En la página 368 y otras, nos parece que los términos estilo y expresión se funden. Creemos que en un cierto grado son, sin duda, sinónimos desde que uno y otra son modos posteriores de la imagen ofrecida. Más, en la página 370, ambas nociones se diversifican claramente, en especial cuando se expresa que “éste (el artista), no persigue el estilo como una finalidad última sino que lo encuentra en el acto de expresarse” (esto nos preguntamos, que podría ser definición para el arte clásico, ¿sirve in terminis al ciego expresarse de la escritura automática?). Notemos, por otra parte, que en el capitulo XII el planteamiento de estilo y de expresión -en este caso de nuevo sinonímicos, a nuestro ver, y excusenos el autor si distorsionamos-, como una ascesis que desbasta el impulso creador, alumbra muchos misterios del fenómeno artístico en algunos autores tales como el Greco, Rilke, Proust, Borges, Van Gogh, Beethoven, Dostoievsky, Chopin, y aún creemos que apunta al poder de intemporalidad de cllos. Es uno de los admirables estudios del volumen.

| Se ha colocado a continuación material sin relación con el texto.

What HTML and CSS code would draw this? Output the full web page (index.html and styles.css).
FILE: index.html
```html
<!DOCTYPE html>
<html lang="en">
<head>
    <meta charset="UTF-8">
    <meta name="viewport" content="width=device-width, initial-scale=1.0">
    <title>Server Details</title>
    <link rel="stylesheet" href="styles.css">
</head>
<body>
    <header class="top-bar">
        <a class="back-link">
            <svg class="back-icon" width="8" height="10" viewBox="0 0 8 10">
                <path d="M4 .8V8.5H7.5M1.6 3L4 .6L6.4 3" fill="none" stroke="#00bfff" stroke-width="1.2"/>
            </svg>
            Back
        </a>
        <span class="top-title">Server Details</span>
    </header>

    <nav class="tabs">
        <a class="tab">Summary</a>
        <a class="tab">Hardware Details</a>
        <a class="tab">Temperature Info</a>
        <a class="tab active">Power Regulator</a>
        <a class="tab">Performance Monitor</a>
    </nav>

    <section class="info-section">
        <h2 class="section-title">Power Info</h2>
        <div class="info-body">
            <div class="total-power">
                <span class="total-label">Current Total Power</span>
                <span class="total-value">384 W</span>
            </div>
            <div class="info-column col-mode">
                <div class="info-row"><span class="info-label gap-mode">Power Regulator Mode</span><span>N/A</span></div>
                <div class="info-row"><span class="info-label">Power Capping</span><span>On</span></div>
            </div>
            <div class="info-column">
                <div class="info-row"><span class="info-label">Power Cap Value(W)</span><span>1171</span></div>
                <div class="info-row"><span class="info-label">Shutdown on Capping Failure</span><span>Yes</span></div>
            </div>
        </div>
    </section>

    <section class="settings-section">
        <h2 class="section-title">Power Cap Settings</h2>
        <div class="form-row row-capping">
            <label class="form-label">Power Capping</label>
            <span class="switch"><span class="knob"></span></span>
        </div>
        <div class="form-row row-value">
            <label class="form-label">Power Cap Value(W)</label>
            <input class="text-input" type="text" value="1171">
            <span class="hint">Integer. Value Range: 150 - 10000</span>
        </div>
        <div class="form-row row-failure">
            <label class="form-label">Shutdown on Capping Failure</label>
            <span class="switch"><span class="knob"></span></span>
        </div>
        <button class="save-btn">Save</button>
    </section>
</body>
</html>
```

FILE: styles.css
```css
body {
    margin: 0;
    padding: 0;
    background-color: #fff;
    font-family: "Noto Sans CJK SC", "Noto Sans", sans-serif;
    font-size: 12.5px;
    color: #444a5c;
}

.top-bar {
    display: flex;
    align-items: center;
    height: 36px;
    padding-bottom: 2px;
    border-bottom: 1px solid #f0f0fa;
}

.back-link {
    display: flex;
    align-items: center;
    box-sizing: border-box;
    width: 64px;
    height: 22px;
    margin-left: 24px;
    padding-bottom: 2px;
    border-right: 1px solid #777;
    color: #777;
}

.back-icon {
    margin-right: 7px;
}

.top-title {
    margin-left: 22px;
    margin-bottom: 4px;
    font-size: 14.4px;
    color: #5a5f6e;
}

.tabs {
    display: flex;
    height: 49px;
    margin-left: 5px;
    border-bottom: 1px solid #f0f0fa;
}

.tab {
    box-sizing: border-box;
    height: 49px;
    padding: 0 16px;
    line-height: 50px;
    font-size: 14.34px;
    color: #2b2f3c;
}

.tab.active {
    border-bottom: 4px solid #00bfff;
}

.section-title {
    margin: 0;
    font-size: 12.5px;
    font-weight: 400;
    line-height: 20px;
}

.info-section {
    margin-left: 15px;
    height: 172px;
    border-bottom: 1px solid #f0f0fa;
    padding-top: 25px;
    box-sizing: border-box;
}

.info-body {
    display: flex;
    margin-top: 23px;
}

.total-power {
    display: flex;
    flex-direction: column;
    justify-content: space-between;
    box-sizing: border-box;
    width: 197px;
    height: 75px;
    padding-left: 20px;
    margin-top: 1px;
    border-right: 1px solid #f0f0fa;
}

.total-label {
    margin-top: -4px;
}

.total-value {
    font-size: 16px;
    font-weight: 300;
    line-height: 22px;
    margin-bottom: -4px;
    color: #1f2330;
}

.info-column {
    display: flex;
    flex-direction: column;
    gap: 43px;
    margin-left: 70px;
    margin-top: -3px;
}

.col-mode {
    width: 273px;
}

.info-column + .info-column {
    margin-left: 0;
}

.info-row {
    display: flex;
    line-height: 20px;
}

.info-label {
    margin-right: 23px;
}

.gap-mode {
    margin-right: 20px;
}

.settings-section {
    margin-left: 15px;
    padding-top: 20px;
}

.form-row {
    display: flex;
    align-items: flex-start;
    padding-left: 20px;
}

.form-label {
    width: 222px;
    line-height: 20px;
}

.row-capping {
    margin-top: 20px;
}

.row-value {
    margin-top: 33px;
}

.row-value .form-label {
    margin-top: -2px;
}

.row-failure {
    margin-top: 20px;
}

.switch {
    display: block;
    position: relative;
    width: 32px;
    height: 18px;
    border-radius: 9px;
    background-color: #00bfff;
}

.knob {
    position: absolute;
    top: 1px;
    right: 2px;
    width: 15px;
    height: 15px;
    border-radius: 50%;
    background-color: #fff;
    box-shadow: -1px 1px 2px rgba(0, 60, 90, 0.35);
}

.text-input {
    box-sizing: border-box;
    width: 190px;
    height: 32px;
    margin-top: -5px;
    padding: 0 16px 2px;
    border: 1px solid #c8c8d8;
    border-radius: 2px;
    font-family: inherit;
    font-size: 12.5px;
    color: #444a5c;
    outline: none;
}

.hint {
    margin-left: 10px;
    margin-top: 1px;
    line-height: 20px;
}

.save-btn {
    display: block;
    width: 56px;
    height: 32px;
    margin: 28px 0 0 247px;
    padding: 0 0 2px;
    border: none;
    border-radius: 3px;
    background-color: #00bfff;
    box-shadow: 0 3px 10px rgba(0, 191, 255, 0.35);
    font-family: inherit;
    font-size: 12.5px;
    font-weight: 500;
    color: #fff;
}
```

Dando un gran salto, nos referiremos al análisis sobre la máscara en la obra de Proust. Confesamos la fuerte curiosidad con que lo abordamos, debido a que toda vez que hemos hablado a los lectores de Proust de esta escena en casa de la Princesa de Guermantes, contestan que la han olvidado. Piensa el francés que el hombre puede soportar “metamorfosis tan completas como las de ciertos insectos”. Así, ante esas personas que ha dejado de ver tanto tiempo, le parece estar en una “fiesta de disfraces”; en cada rostro estaban las “máscaras del tiempo”. Lo que este pasaje de Proust tiene de terrible, definitivo, casi de atroz, es recogido de modo no menos patético por Schwartzmann, llegando hasta la relación máscara y magia. Si en los albores del hombre hubo máscaras para el yo religioso, la hay para el yo social del hombre de hoy.

Sólo hasta aquí, pues, podemos llegar a la reactualización de un libro extraordinario.